投資「以外」の積み立てをする自動化もまた大事 

 積み立て投資の重要性について、インフォメーションを目にする機会が増えてきました。「全額買い! 全額売り!」が投資の全てだと考えられていた遠い昔のことを思うと、少額からの長期・積み立て・分散投資を行う器も整備され、また取り組む人が増えてきたことは喜ばしい話です。 

 一方で、「昔からある、当たり前の積み立て」に目が届いていない心配もあります。 

 なぜなら、積み立てという手法は、もともと定期預金や財形貯蓄などの「積み立て預貯金」から広がってきたものですが、今どきの職場では、「お前も積み立て、やっておけよ」というような、おせっかいな先輩は絶滅危惧種になってしまい、下手をすれば、パワハラだと言われ、ウザがられてしまう可能性があるからです。 
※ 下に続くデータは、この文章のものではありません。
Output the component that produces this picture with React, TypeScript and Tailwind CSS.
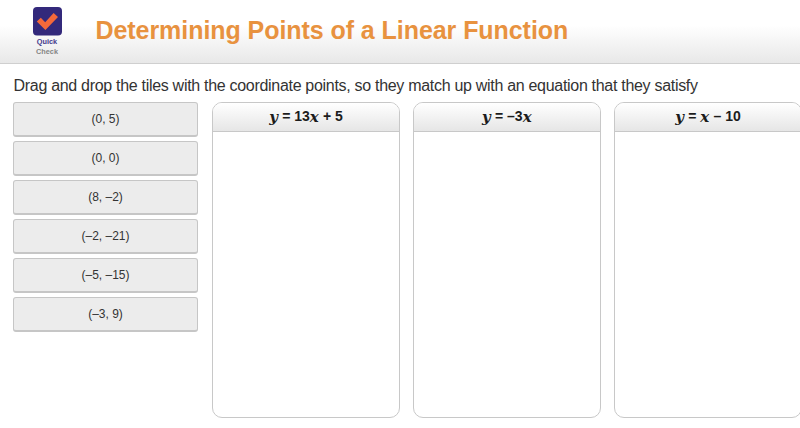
import { Fragment } from "react";

const tiles = ["(0, 5)", "(0, 0)", "(8, –2)", "(–2, –21)", "(–5, –15)", "(–3, 9)"];

const equations = ["y = 13x + 5", "y = –3x", "y = x – 10"];

function QuickCheckLogo() {
  return (
    <div className="flex w-[60px] flex-col items-center pt-[7px] text-[7.3px] leading-[9px] font-bold">
      <svg width="29" height="29" viewBox="0 0 29 29">
        <rect width="29" height="28.5" rx="4" fill="#33297b" />
        <path d="M3.8 14.6 L7.8 10.8 L12.2 15.2 L20.6 6 L25 9.9 L12.4 23 Z" fill="#f4693a" />
      </svg>
      <span className="mt-px text-[#43398c]">Quick</span>
      <span className="mt-px text-[#858585]">Check</span>
    </div>
  );
}

function Tile({ label }: { label: string }) {
  return (
    <div className="flex h-[35px] items-center justify-center rounded-[3px] border border-b-2 border-[#c6c6c6] bg-[#ececec] text-[12px] text-[#333]">
      {label}
    </div>
  );
}

// Variables are set in a serif italic, everything else in the heading face.
function Equation({ text }: { text: string }) {
  return (
    <span className="leading-5 whitespace-pre">
      {text.split(/([xy])/).map((part, i) => (
        <Fragment key={i}>
          {/^[xy]$/.test(part) ? (
            <i className="align-[-1px] font-['DejaVu_Serif',serif] text-[15px] leading-none tracking-[0.4px]">{part}</i>
          ) : (
            part
          )}
        </Fragment>
      ))}
    </span>
  );
}

function DropColumn({ equation }: { equation: string }) {
  return (
    <section className="flex w-[188px] shrink-0 flex-col overflow-hidden rounded-[10px] border border-[#c8c8c8] bg-white">
      <h2 className="flex h-[29px] items-center justify-center border-b border-[#c8c8c8] bg-linear-to-b from-white to-[#e6e6e6] pb-[2px] text-[14px] font-bold text-[#1c1c1c]">
        <Equation text={equation} />
      </h2>
    </section>
  );
}

export default function App() {
  return (
    <div className="h-[428px] w-[800px] overflow-hidden bg-white font-['Liberation_Sans',Arial,sans-serif]">
      <header className="flex h-16 border-b border-[#cfcfcf] bg-linear-to-b from-white from-40% to-[#e8e8e8] pl-[17px]">
        <QuickCheckLogo />
        <h1 className="ml-[18.5px] pt-[14px] text-[25px] leading-8 font-bold tracking-[-0.06px] whitespace-nowrap text-[#e8923f]">
          Determining Points of a Linear Function
        </h1>
      </header>
      <p className="h-[38px] pt-[12px] pl-[13.5px] text-[16px] leading-5 tracking-[-0.3px] whitespace-nowrap text-[#333]">
        Drag and drop the tiles with the coordinate points, so they match up with an equation that they satisfy
      </p>
      <main className="flex h-[316px] pl-[13px]">
        <div className="flex w-[185px] shrink-0 flex-col gap-1">
          {tiles.map((label) => (
            <Tile key={label} label={label} />
          ))}
        </div>
        <div className="ml-[14px] flex shrink-0 gap-[13px]">
          {equations.map((equation) => (
            <DropColumn key={equation} equation={equation} />
          ))}
        </div>
      </main>
    </div>
  );
}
 財形貯蓄などは、労働組合系の金融機関である労働金庫と連携して、労働組合が「勤労者は財形をやっておきましょう」というような活動をしていることがありましたが、今ではこれも下火です。さらに、かつては先輩が職場にやってきて、なかば強制的に財形の申込書を書かせたものですが、今同じことをやったら、さすがに問題となってしまいます。 

 しかし、しぶしぶやっていた月1万円くらいの積み立ても、10年後には120万円になっているわけですから、結婚資金としても困らない金額になっています。計画的でなかった人ほど、「実はやっていた積み立て」に助けられます。